Ami de tout le monde ? En quelque sorte, oui. Mais ennemi farouche, prisonnier en révolte, adversaire irréconciliable vis-à-vis du monde bourgeois. Ce vieux monde inhumain qu’il tente de fuir comme un cauchemar, doublant les étapes, marchant avec obstination vers une terre libre jamais découverte, il le retrouve partout, toujours le même, avec l’oppression de la femme et de l’enfant par la famille, et celle de la famille par l’État, par la dictature économique, politique et technique du capital. Partout, toujours, le travail de forçat, de l’usine et des champs, la misère, le chômage, les casernes, les prisons. Industriels, princes, sénats, tout cela doit périr. Ça nous est dû. La conquête du nouveau monde, c’est la reconquête de l’homme par lui-même, la prise de conscience, la lutte directe pour l’émancipation du travail.

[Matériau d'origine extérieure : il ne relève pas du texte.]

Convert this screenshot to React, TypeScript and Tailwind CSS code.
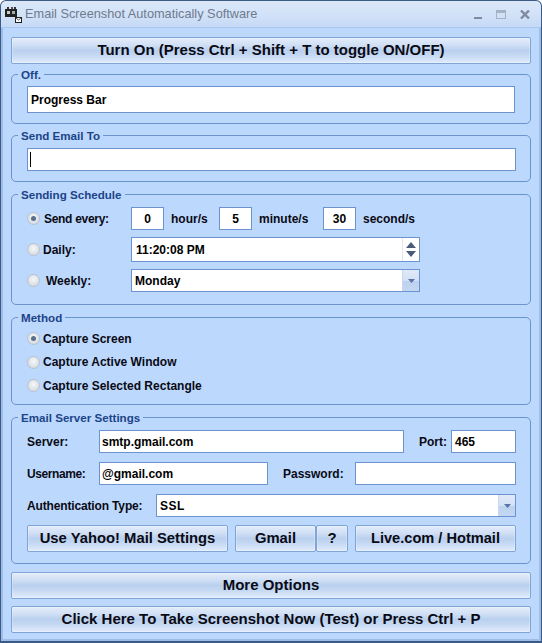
import React from "react";

const btn =
  "flex items-center justify-center border border-[#7fa5d6] rounded-[2px] bg-[linear-gradient(180deg,#e3ecf9_0%,#d3e1f5_25%,#b9d0ee_50%,#c6d9f3_70%,#e1ecfb_100%)] font-bold text-[#0a0a14] shadow-[inset_0_0_0_1px_rgba(255,255,255,0.25)]";
const input = "flex items-center bg-white border border-[#6a93cf] font-bold text-[12px] text-black";
const label = "font-bold text-[12px] text-[#0a0a14] whitespace-nowrap";

function Group({ title, className, children }: { title: string; className: string; children: React.ReactNode }) {
  return (
    <div className={`relative mx-2 border border-[#6a93cf] rounded-[5px] ${className}`}>
      <span className="absolute left-[6px] top-[-7px] bg-[#bcd8fd] px-[3px] text-[11.6px] leading-[14px] font-bold text-[#1c4488] whitespace-nowrap">
        {title}
      </span>
      {children}
    </div>
  );
}

function Radio({ on }: { on?: boolean }) {
  return (
    <span className="flex items-center justify-center w-[13px] h-[13px] -ml-[1px] rounded-full border border-[#b9c1cc] bg-[radial-gradient(circle_at_50%_40%,#f6f8fa,#cdd3da)] shrink-0">
      {on && <span className="w-[5px] h-[5px] rounded-full bg-[#5b6f8e]" />}
    </span>
  );
}

function Arrow() {
  return (
    <span className="flex items-center justify-center w-[17px] h-full bg-[linear-gradient(180deg,#dfe9f8_0%,#d3e1f5_50%,#bcd2ee_52%,#c4d7f2_100%)] border-l border-[#c8d8ee] ml-auto">
      <svg width="7" height="4" viewBox="0 0 7 4"><path d="M0 0h7L3.5 4z" fill="#5a74a8" /></svg>
    </span>
  );
}

export default function App() {
  return (
    <div className="w-[542px] h-[643px] overflow-hidden flex flex-col bg-[#3c5a86] rounded-t-[6px] font-['Liberation_Sans',Arial,sans-serif]">
      {/* title bar */}
      <div className="h-[27px] mx-px mt-px shrink-0 flex items-center rounded-t-[5px] bg-[linear-gradient(180deg,#dbe8f9_0%,#d4e3f8_40%,#c6daf6_100%)] border-b border-[#a9c6ec] pl-[4px] pr-[11px]">
        <svg width="17" height="17" viewBox="0 0 17 17" className="shrink-0">
          <rect x="0" y="3" width="12" height="8" fill="#222" />
          <rect x="2" y="1" width="2" height="2" fill="#333" />
          <rect x="6" y="1" width="2" height="2" fill="#555" />
          <rect x="9" y="1" width="2" height="2" fill="#333" />
          <rect x="2" y="5" width="3" height="3" fill="#ccc" />
          <rect x="7" y="5" width="3" height="3" fill="#aaa" />
          <rect x="10.5" y="11.5" width="6" height="5" fill="#fff" stroke="#222" />
          <path d="M11 12l2.500 2 2.500-2" fill="none" stroke="#222" strokeWidth="0.8" />
        </svg>
        <span className="ml-[3px] text-[12.75px] text-[#6f7a8c] whitespace-nowrap">
          Email Screenshot Automatically Software
        </span>
        <div className="ml-auto flex items-center gap-[14px]">
          <svg width="8" height="9" viewBox="0 0 8 9"><rect x="0" y="7" width="8" height="2" fill="#7f8b9d" /></svg>
          <svg width="10" height="9" viewBox="0 0 10 9"><rect x="0.500" y="0.500" width="9" height="8" fill="none" stroke="#a6b2c4" /><rect x="0" y="0" width="10" height="3" fill="#a6b2c4" /></svg>
          <svg width="10" height="9" viewBox="0 0 10 9"><path d="M1 0.500l8 8M9 0.500l-8 8" stroke="#7f8b9d" strokeWidth="2.400" /></svg>
        </div>
      </div>

      {/* client area */}
      <div className="mx-px mb-[2px] flex-1 flex flex-col border-x-[2px] border-b-[2px] border-[#9dbde6] bg-[#bcd8fd] min-h-0">
        <button className={`${btn} mx-2 mt-[9px] h-[27px] shrink-0 text-[15px]`}>Turn On (Press Ctrl + Shift + T to toggle ON/OFF)</button>

        <Group title="Off." className="mt-[10px] h-[50px] shrink-0 pl-[15px] pr-[15px] pt-[11px]">
          <div className={`${input} h-[27px] w-[488px] pl-[3px] text-[12.5px]`}>Progress Bar</div>
        </Group>

        <Group title="Send Email To" className="mt-[11px] h-[47px] shrink-0 pl-[15px] pt-[12px]">
          <div className={`${input} h-[23px] w-[489px] pl-[2px]`}><span className="w-px h-[15px] bg-black" /></div>
        </Group>

        <Group title="Sending Schedule" className="mt-[12px] h-[111px] shrink-0 pl-[16px] pt-[12px]">
          <div className="flex items-center h-[23px]">
            <Radio on />
            <span className={`${label} ml-[4px] w-[87px] tracking-[-0.3px]`}>Send every:</span>
            <div className={`${input} h-[23px] w-[33px] justify-center`}>0</div>
            <span className={`${label} ml-[7px] w-[48px]`}>hour/s</span>
            <div className={`${input} h-[23px] w-[33px] justify-center`}>5</div>
            <span className={`${label} ml-[7px] w-[64px]`}>minute/s</span>
            <div className={`${input} h-[23px] w-[33px] justify-center`}>30</div>
            <span className={`${label} ml-[7px]`}>second/s</span>
          </div>
          <div className="flex items-center h-[25px] mt-[7px]">
            <Radio />
            <span className={`${label} ml-[3px] w-[88px]`}>Daily:</span>
            <div className={`${input} h-[25px] w-[289px] pl-[4px] text-[12.5px]`}>
              11:20:08 PM
              <span className="ml-auto flex flex-col items-center justify-center gap-[3px] w-[17px] h-full border-l border-[#e4e8ee]">
                <svg width="10" height="6" viewBox="0 0 10 6"><path d="M5 0l5 6H0z" fill="#4c5a7c" /></svg>
                <svg width="10" height="6" viewBox="0 0 10 6"><path d="M0 0h10L5 6z" fill="#4c5a7c" /></svg>
              </span>
            </div>
          </div>
          <div className="flex items-center h-[23px] mt-[7px]">
            <Radio />
            <span className={`${label} ml-[6px] w-[85px]`}>Weekly:</span>
            <div className={`${input} h-[23px] w-[289px] pl-[3px]`}>
              Monday
              <Arrow />
            </div>
          </div>
        </Group>

        <Group title="Method" className="mt-[12px] h-[88px] shrink-0 pl-[16px] pt-[13px] flex flex-col gap-[8.500px]">
          {["Capture Screen", "Capture Active Window", "Capture Selected Rectangle"].map((t, i) => (
            <div key={t} className="flex items-center h-[15px]">
              <Radio on={i === 0} />
              <span className={`${label} ml-[3px]`}>{t}</span>
            </div>
          ))}
        </Group>

        <Group title="Email Server Settings" className="mt-[12px] h-[147px] shrink-0 pl-[15px] pt-[12px]">
          <div className="flex items-center h-[23px]">
            <span className={`${label} w-[72px]`}>Server:</span>
            <div className={`${input} h-[23px] w-[305px] pl-[2px]`}>smtp.gmail.com</div>
            <span className={`${label} ml-[15px] w-[32px]`}>Port:</span>
            <div className={`${input} h-[23px] w-[65px] pl-[3px]`}>465</div>
          </div>
          <div className="flex items-center h-[23px] mt-[9px]">
            <span className={`${label} w-[72px] tracking-[-0.4px]`}>Username:</span>
            <div className={`${input} h-[23px] w-[169px] pl-[2px]`}>@gmail.com</div>
            <span className={`${label} ml-[15px] w-[72px]`}>Password:</span>
            <div className={`${input} h-[23px] w-[161px]`} />
          </div>
          <div className="flex items-center h-[23px] mt-[9px]">
            <span className={`${label} w-[129px] tracking-[-0.15px]`}>Authentication Type:</span>
            <div className={`${input} h-[23px] w-[360px] pl-[3px] tracking-[0.5px]`}>
              SSL
              <Arrow />
            </div>
          </div>
          <div className="flex items-center h-[27px] mt-[8px]">
            <button className={`${btn} h-[27px] w-[201px] text-[14.8px]`}>Use Yahoo! Mail Settings</button>
            <button className={`${btn} h-[27px] w-[81px] ml-[7px] text-[14.8px]`}>Gmail</button>
            <button className={`${btn} h-[27px] w-[32px] text-[15px]`}>?</button>
            <button className={`${btn} h-[27px] w-[161px] ml-[7px] text-[14.6px]`}>Live.com / Hotmail</button>
          </div>
        </Group>

        <button className={`${btn} mx-2 mt-[8px] h-[27px] shrink-0 text-[15px]`}>More Options</button>
        <button className={`${btn} mx-2 mt-[7px] h-[27px] shrink-0 text-[15px]`}>Click Here To Take Screenshot Now (Test) or Press Ctrl + P</button>
      </div>
    </div>
  );
}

Agitateur révolutionnaire ? Peut-être. En tout cas, un agitateur peu ordinaire, auquel les mots sont presque inutiles, agissant par l’exemple et l’influence tacite de sa propre personnalité plus que par tout autre moyen. Tout, dans la personne du vagabond, parle de révolte, de liberté et de révolution prochaine. Mais lui-même est avare de tout appel à l’action des autres. Contrairement aux politiciens de Parti, il ne conjugue pas l’action, le sacrifice et le combat révolutionnaire à la deuxième personne de l’impératif, mais à la première personne de l’indicatif pluriel.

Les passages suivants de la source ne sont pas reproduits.